Quizás sí. Estoy más susceptible de lo normal. Mi cabreo ha
aumentado a medida que el cúmulo en el que se ha convertido mi vida ha crecido.
Soy incapaz de estar pendiente de nada, de concentrarme ni de ser yo. No puedo
respirar sin dejar de pensar un solo instante en que me voy a derrumbar en
cualquier instante. Y lo peor es que he conseguido llorar, y para mi llorar no
es retroceder, ni algo de lo que avergonzarme, es notar que estoy volviendo a
sentir, a tener emociones dentro de mí. He dejado de ser esa ameba que se alimentaba
de la nada que lo rodea, aunque sea incapaz de relajarme, de dejarme llevar ni
de dejarme querer.
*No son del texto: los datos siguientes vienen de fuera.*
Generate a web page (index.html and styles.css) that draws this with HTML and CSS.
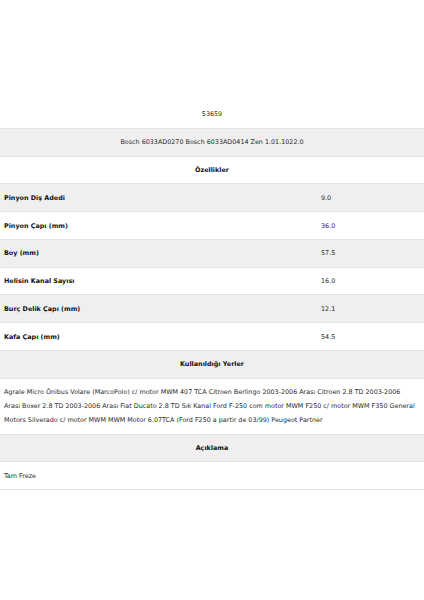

Odio la soledad, la soledad de este frío de enero. De este
año que se presenta delante de mí como otra etapa a sufrir para no obtener
nada. Me he quedado en blanco, y todo yo no dejo de escuchar el viento azotando
mi ventana cada vez que se acaba esta maldita canción que nunca acaba. El bucle
ha podido conmigo, con todo lo que ya creía perdido, absurdo y deshecho. No
entiendo como aún consigo dormir, aunque tarde demasiado en conseguirlo, aunque
solo sea por unos instantes. Y al dormir no tengo sueños, tengo tantas
aspiraciones, tantos viajes mentales y tanto caos que ni en mi subconsciente
puedo crear un mundo mejor, una vida mejor ni un yo mejor. Solo me quiero
evaporar entre el ronroneo de la gente que asustada se aleja ante mis gritos de
impotencia, ante mi constante cabreo con todo y ante mis ojos, rojos de bailar
con la mala suerte. No quiero vivir aquí. No puedo seguir aquí, y mucho menos
como lo hago ahora. He rebuscado entre mis recuerdos, casi borrosos, el motivo
de todo esto y no encuentro una manera de escapar, de relajarme.
Quizás sí. Quizás yo sea el jodido problema y eso es todo. O quizás no. Quizás ya no queda nada de mí dentro de este cerebro que va recitando a mis manos todos estos pensamientos absurdos, todos estos silencios y toda esta oscuridad que me revuelve las tripas, las entrañas. Aunque nadie nunca vaya a saber lo que arde dentro de mí, ni tan siquiera yo mismo.